━━━━━ MATERIAL PROVIDED ━━━━━

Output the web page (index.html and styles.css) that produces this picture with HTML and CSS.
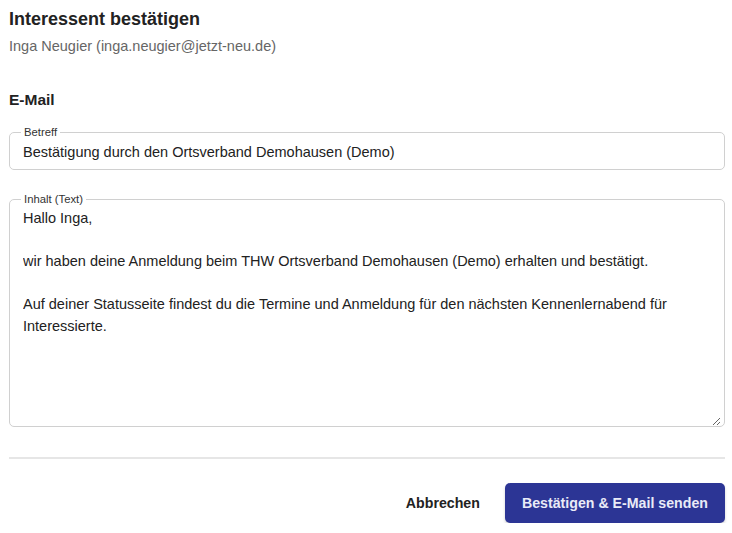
FILE: index.html
```html
<!DOCTYPE html>
<html lang="de">
<head>
<meta charset="utf-8">
<title>Interessent bestätigen</title>
<link rel="stylesheet" href="styles.css">
</head>
<body>
<div class="dialog">
  <header class="head">
    <h1 class="title">Interessent bestätigen</h1>
    <p class="subtitle">Inga Neugier (inga.neugier@jetzt-neu.de)</p>
  </header>
  <section class="mail">
    <h2 class="section-title">E-Mail</h2>
    <fieldset class="field">
      <legend class="field-label">Betreff</legend>
      <input class="field-input" type="text" value="Bestätigung durch den Ortsverband Demohausen (Demo)">
    </fieldset>
    <fieldset class="field field-area">
      <legend class="field-label">Inhalt (Text)</legend>
      <textarea class="field-textarea">Hallo Inga,

wir haben deine Anmeldung beim THW Ortsverband Demohausen (Demo) erhalten und bestätigt.

Auf deiner Statusseite findest du die Termine und Anmeldung für den nächsten Kennenlernabend für Interessierte.</textarea>
    </fieldset>
  </section>
  <hr class="divider">
  <footer class="actions">
    <button class="btn btn-text" type="button">Abbrechen</button>
    <button class="btn btn-primary" type="button">Bestätigen &amp; E-Mail senden</button>
  </footer>
</div>
</body>
</html>
```
FILE: styles.css
```css
* { box-sizing: border-box; }
html, body { margin: 0; padding: 0; background: #fff; }
body {
  font-family: "Liberation Sans", Arial, sans-serif;
  color: #222;
}
.dialog {
  padding: 7px 7px 0 9px;
  display: flex;
  flex-direction: column;
}
.title {
  margin: 0;
  font-size: 18px;
  font-weight: 700;
  line-height: 24px;
  color: #222;
}
.subtitle {
  margin: 5px 0 0;
  font-size: 14.5px;
  line-height: 20px;
  color: #666;
}
.mail {
  margin-top: 34px;
  display: flex;
  flex-direction: column;
}
.section-title {
  margin: 0 0 16px;
  font-size: 15.5px;
  font-weight: 700;
  line-height: 20px;
  color: #222;
}
.field {
  margin: 0;
  padding: 0 13px;
  border: 1px solid #d0d0d0;
  border-radius: 5px;
  min-width: 0;
}
.field-label {
  padding: 0 3px;
  margin-left: -2px;
  font-size: 11.3px;
  line-height: 12px;
  color: #333;
}
.field-input {
  display: block;
  width: 100%;
  border: 0;
  outline: none;
  padding: 0;
  margin: -3px 0 0;
  height: 34px;
  font: 14.5px/20px "Liberation Sans", Arial, sans-serif;
  color: #222;
  background: transparent;
}
.field-area {
  margin-top: 23px;
  padding-right: 3px;
}
.field-textarea {
  display: block;
  width: 100%;
  height: 221px;
  border: 0;
  outline: none;
  padding: 3px 10px 0 0;
  margin: 0;
  font: 14.5px/21.5px "Liberation Sans", Arial, sans-serif;
  color: #222;
  background: transparent;
  resize: vertical;
}
.divider {
  margin: 30px 0 0;
  border: 0;
  height: 2px;
  background: #e6e6e6;
}
.actions {
  margin-top: 24px;
  display: flex;
  justify-content: flex-end;
  align-items: center;
  gap: 12px;
}
.btn {
  font-family: "Liberation Sans", Arial, sans-serif;
  font-size: 14.2px;
  font-weight: 700;
  border: 0;
  cursor: pointer;
  height: 40px;
  border-radius: 5px;
}
.btn-text {
  background: transparent;
  color: #222;
  padding: 0 13px;
}
.btn-primary {
  background: #2c3595;
  color: #e9ebf7;
  padding: 0 17px;
  box-shadow: 0 2px 3px rgba(0,0,0,0.18);
}
```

━━━━━

_REQUIREMENT_
Give an exact copy of the material, leaving out every picture.

_ANSWER TO THIS TASK_
Output the web page (index.html and styles.css) that produces this picture with HTML and CSS.
FILE: index.html
```html
<!DOCTYPE html>
<html lang="de">
<head>
<meta charset="utf-8">
<title>Interessent bestätigen</title>
<link rel="stylesheet" href="styles.css">
</head>
<body>
<div class="dialog">
  <header class="head">
    <h1 class="title">Interessent bestätigen</h1>
    <p class="subtitle">Inga Neugier (inga.neugier@jetzt-neu.de)</p>
  </header>
  <section class="mail">
    <h2 class="section-title">E-Mail</h2>
    <fieldset class="field">
      <legend class="field-label">Betreff</legend>
      <input class="field-input" type="text" value="Bestätigung durch den Ortsverband Demohausen (Demo)">
    </fieldset>
    <fieldset class="field field-area">
      <legend class="field-label">Inhalt (Text)</legend>
      <textarea class="field-textarea">Hallo Inga,

wir haben deine Anmeldung beim THW Ortsverband Demohausen (Demo) erhalten und bestätigt.

Auf deiner Statusseite findest du die Termine und Anmeldung für den nächsten Kennenlernabend für Interessierte.</textarea>
    </fieldset>
  </section>
  <hr class="divider">
  <footer class="actions">
    <button class="btn btn-text" type="button">Abbrechen</button>
    <button class="btn btn-primary" type="button">Bestätigen &amp; E-Mail senden</button>
  </footer>
</div>
</body>
</html>
```
FILE: styles.css
```css
* { box-sizing: border-box; }
html, body { margin: 0; padding: 0; background: #fff; }
body {
  font-family: "Liberation Sans", Arial, sans-serif;
  color: #222;
}
.dialog {
  padding: 7px 7px 0 9px;
  display: flex;
  flex-direction: column;
}
.title {
  margin: 0;
  font-size: 18px;
  font-weight: 700;
  line-height: 24px;
  color: #222;
}
.subtitle {
  margin: 5px 0 0;
  font-size: 14.5px;
  line-height: 20px;
  color: #666;
}
.mail {
  margin-top: 34px;
  display: flex;
  flex-direction: column;
}
.section-title {
  margin: 0 0 16px;
  font-size: 15.5px;
  font-weight: 700;
  line-height: 20px;
  color: #222;
}
.field {
  margin: 0;
  padding: 0 13px;
  border: 1px solid #d0d0d0;
  border-radius: 5px;
  min-width: 0;
}
.field-label {
  padding: 0 3px;
  margin-left: -2px;
  font-size: 11.3px;
  line-height: 12px;
  color: #333;
}
.field-input {
  display: block;
  width: 100%;
  border: 0;
  outline: none;
  padding: 0;
  margin: -3px 0 0;
  height: 34px;
  font: 14.5px/20px "Liberation Sans", Arial, sans-serif;
  color: #222;
  background: transparent;
}
.field-area {
  margin-top: 23px;
  padding-right: 3px;
}
.field-textarea {
  display: block;
  width: 100%;
  height: 221px;
  border: 0;
  outline: none;
  padding: 3px 10px 0 0;
  margin: 0;
  font: 14.5px/21.5px "Liberation Sans", Arial, sans-serif;
  color: #222;
  background: transparent;
  resize: vertical;
}
.divider {
  margin: 30px 0 0;
  border: 0;
  height: 2px;
  background: #e6e6e6;
}
.actions {
  margin-top: 24px;
  display: flex;
  justify-content: flex-end;
  align-items: center;
  gap: 12px;
}
.btn {
  font-family: "Liberation Sans", Arial, sans-serif;
  font-size: 14.2px;
  font-weight: 700;
  border: 0;
  cursor: pointer;
  height: 40px;
  border-radius: 5px;
}
.btn-text {
  background: transparent;
  color: #222;
  padding: 0 13px;
}
.btn-primary {
  background: #2c3595;
  color: #e9ebf7;
  padding: 0 17px;
  box-shadow: 0 2px 3px rgba(0,0,0,0.18);
}
```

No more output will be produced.